Though you may feel out

of touch at times

or fear a wicked spell

has got your life in hand.

 

Scary, it’s true.

But we’ll be happy too.

Now do you really

want to say good bye…

…and leave me high and dry.

 

As we go, we’ll forget the pain.

We’ll find life again.”

 

It would be very easy to interpret this as yet another glorification of suicide, but I really don’t believe this to be the case at all. In fact, quite the opposite. There is a line about fearing that a spell has ahold of you, which could support the Pied Piper theory, but consider that this song occurs immediately after Mitsuko has faced the children, declared her connection to herself, become inducted into Suicide Club, and decided not to end her own life. I see Mitsuko’s story as an arc. She felt the despair of losing her boyfriend, but she did not succumb to suicide. She did not jump at track 8 as the other girls did.

With that in mind, the song seems to be talking about how difficult living can be, but if you’re able to fight through the pain, it can be wonderful. It is an acknowledgment that life can be more scary than death sometimes, but also that death is not the solution. “Scary, it’s true. But we’ll be happy too. Now do you really want to say goodbye and leave me high and dry.”

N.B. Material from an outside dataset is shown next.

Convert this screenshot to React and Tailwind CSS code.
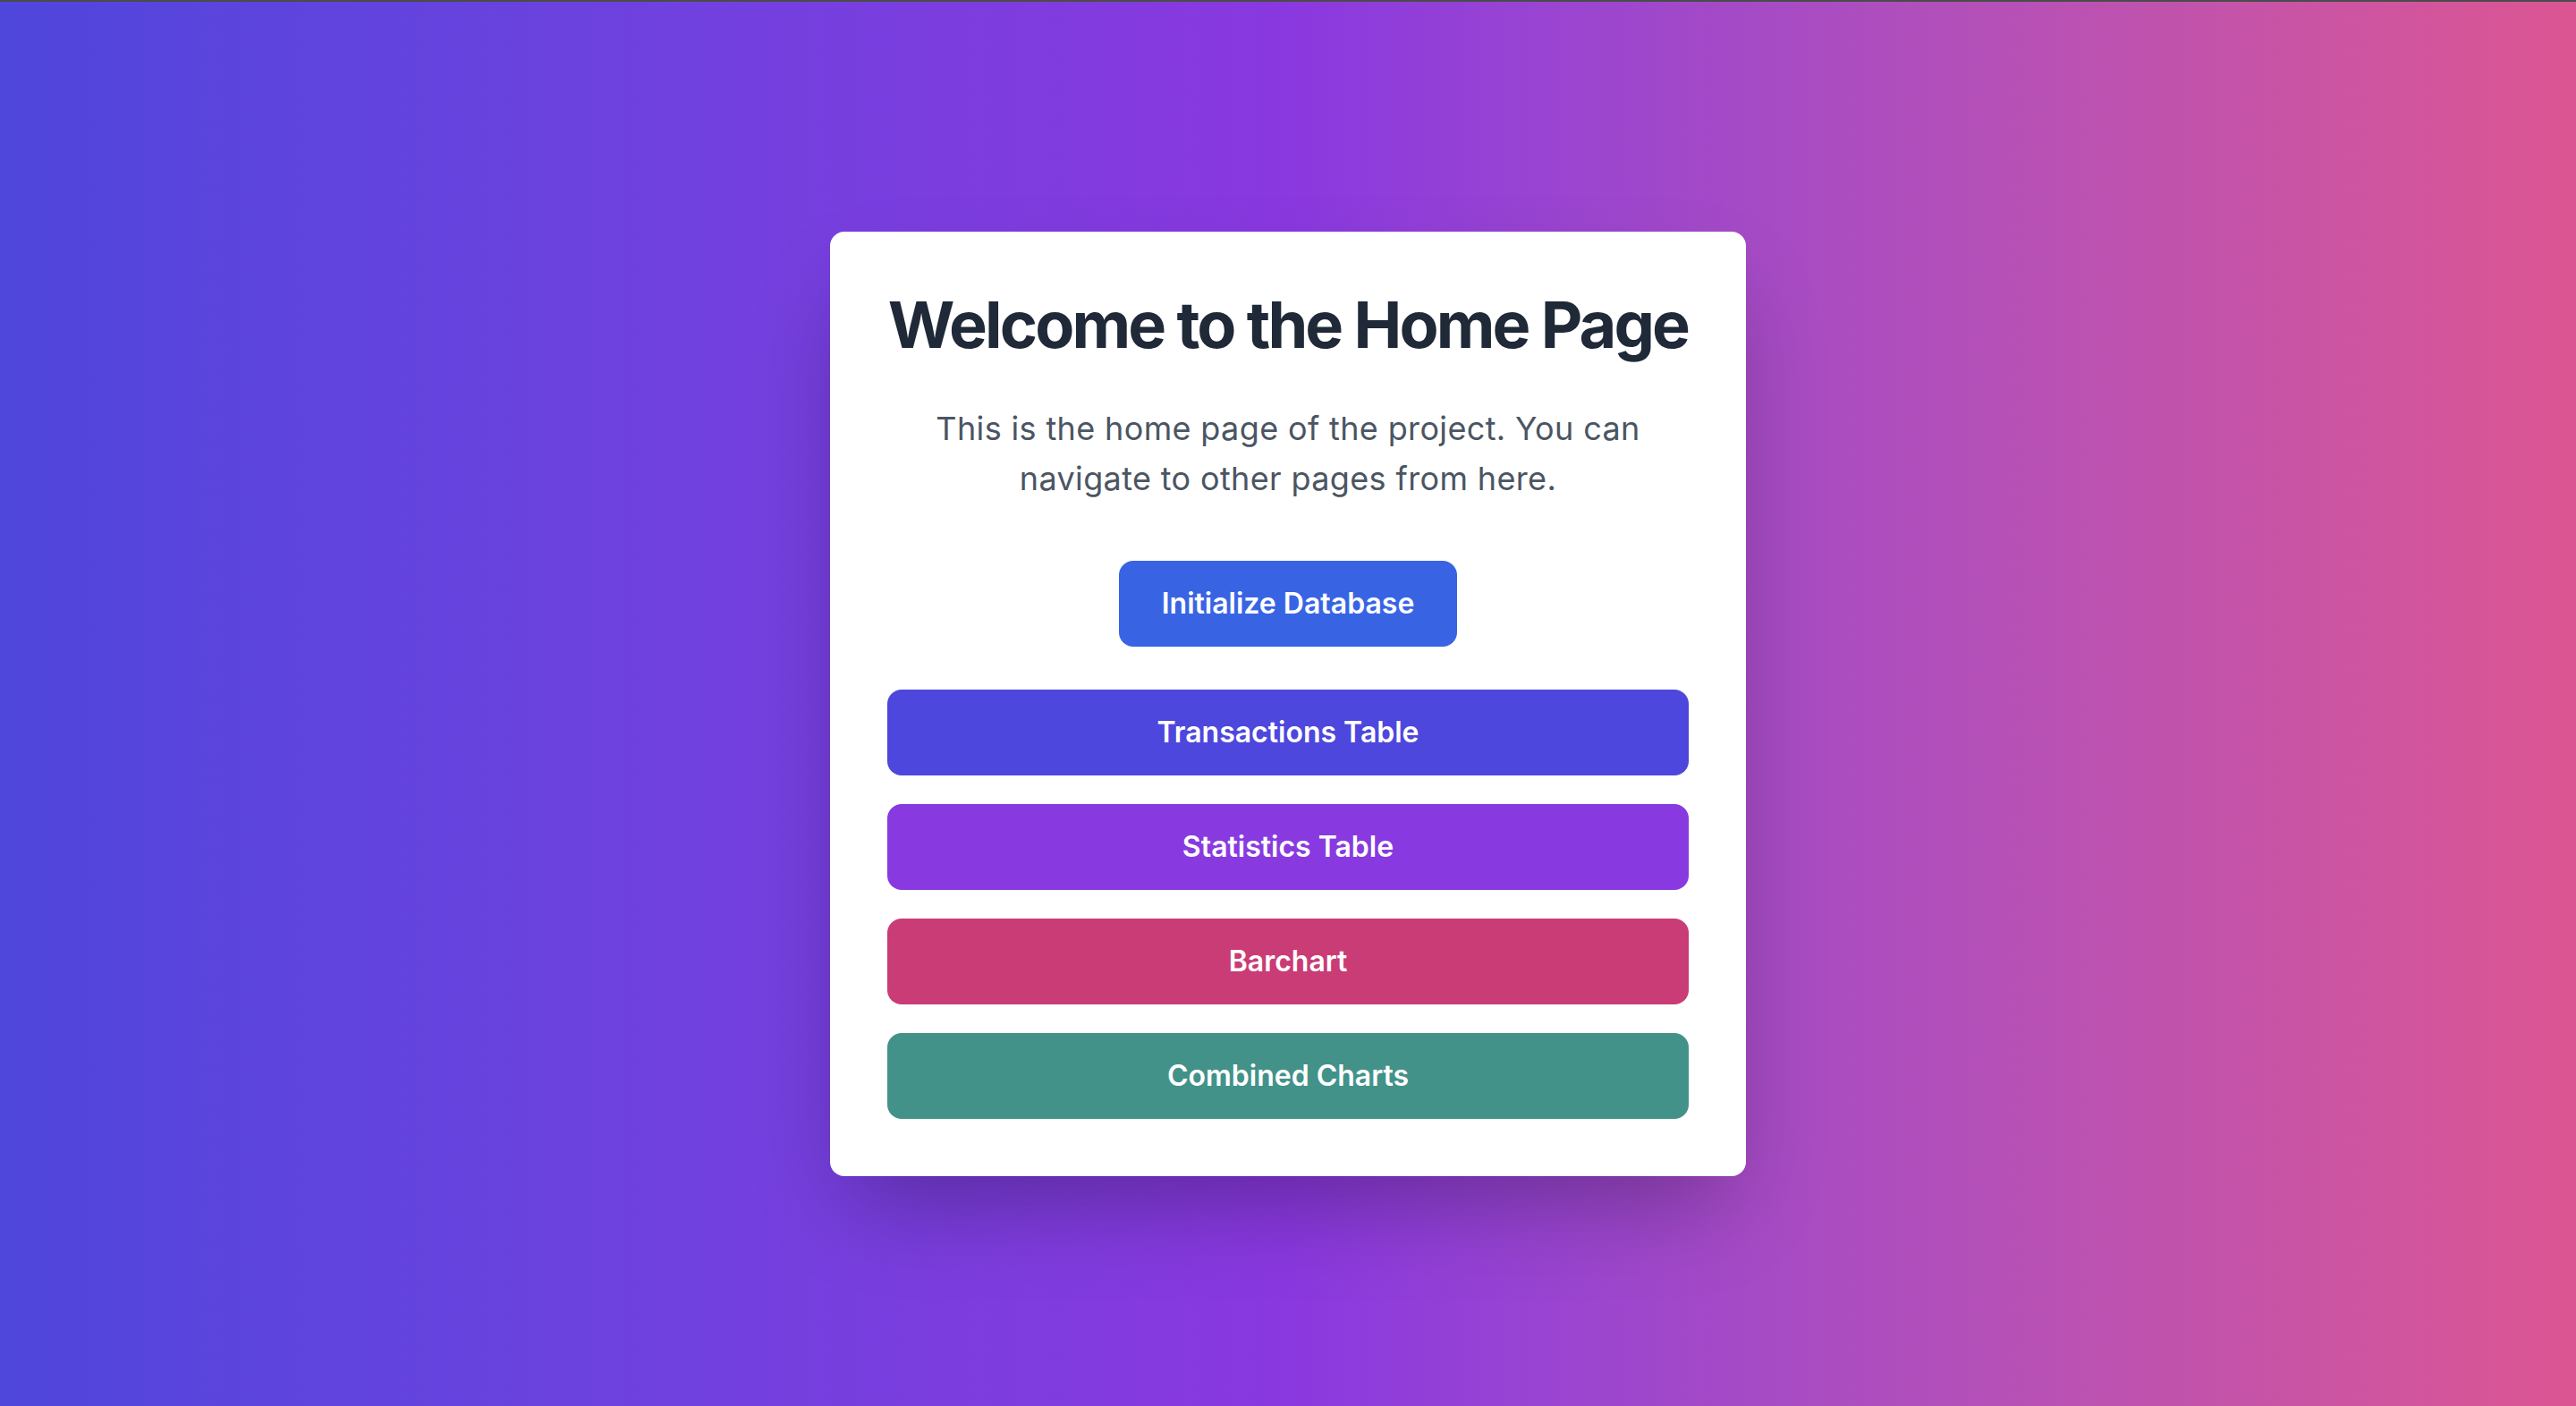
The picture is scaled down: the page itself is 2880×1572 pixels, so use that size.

As previously stated, saying goodbye has been associated with suicide throughout this entire film. However, this song questions whether you really want to say goodbye or not. I see this as Dessert encouraging their audience to press forward and live their lives, and I believe it to be the biggest argument against the Pied Piper theory. There are elements of that at play, but it’s almost as if Dessert themselves have gone through an arc throughout the film, now actively discouraging the behavior they may have encouraged prior. Perhaps it was simply pop culture that the second half vilifies as the real culprit, and now that Dessert has performed one last time, they will no longer be trendy – and neither will suicide.

Still, there’s no denying that the ending is ambiguous, and there are plenty of unanswered questions. Even after Mitsuko declared her connection to herself, she still went through with the skin ritual, the creepy children still exist, and while Mitsuko didn’t jump in front of a train, who’s to say she isn’t on her way to hop off a building? There’s a reason for this ambiguous ending:

Suicide Club was always meant to be a trilogy.

 

While the final film in this proposed trilogy has never seen the light of day, there is in fact a second film. Noriko’s Dinner Table (2006) is both a prequel and sequel to Suicide Club, and it’s almost as great as the first film, though very different. It focuses much more on the generation gap themes, and sheds some light on the nature of Suicide Club as an organization (sort of). It’s a film that does tend to raise as many questions as answers, but that doesn’t mean it isn’t worth a watch.

There are also two other works in this universe. Suicide Circle: Complete Edition is a novel written by Sono, and it supposedly it ties Suicide Club and Noriko’s Dinner Table together even further. I wouldn’t know though, because there is no English translation that I’m aware of. There definitely isn’t an official English release. There’s also a manga simply titled Suicide Circle (which is really a better translation of this film’s title than Suicide “Club”), and while it begins with the same incident, its story veers off drastically from that point, instead focusing on a lone survivor of the 54 girls who jumped in front of a train.

We’ll likely never have an objective interpretation of what’s really going on in Suicide Club, and I’m completely okay with that. It could be viewed as incomplete, but even if that’s so, it’s still dense with social commentary and plot points that lend themselves well to theorizing. It’s also still an important film in regards to understanding Japanese suicide culture, and an immensely dark and transgressive work of fiction. There’s nothing quite like it, and it pains me to hear negative criticism about how shallow it is thematically. When you dig a little deeper, there’s more territory covered under the surface than most films could hope to tackle in a series of ten installments.

Suicide Club is, in my opinion, the most unfairly underrated film of the past 20 years. I am connected to it. It is connected to me.

And I have no desire to sever that connection.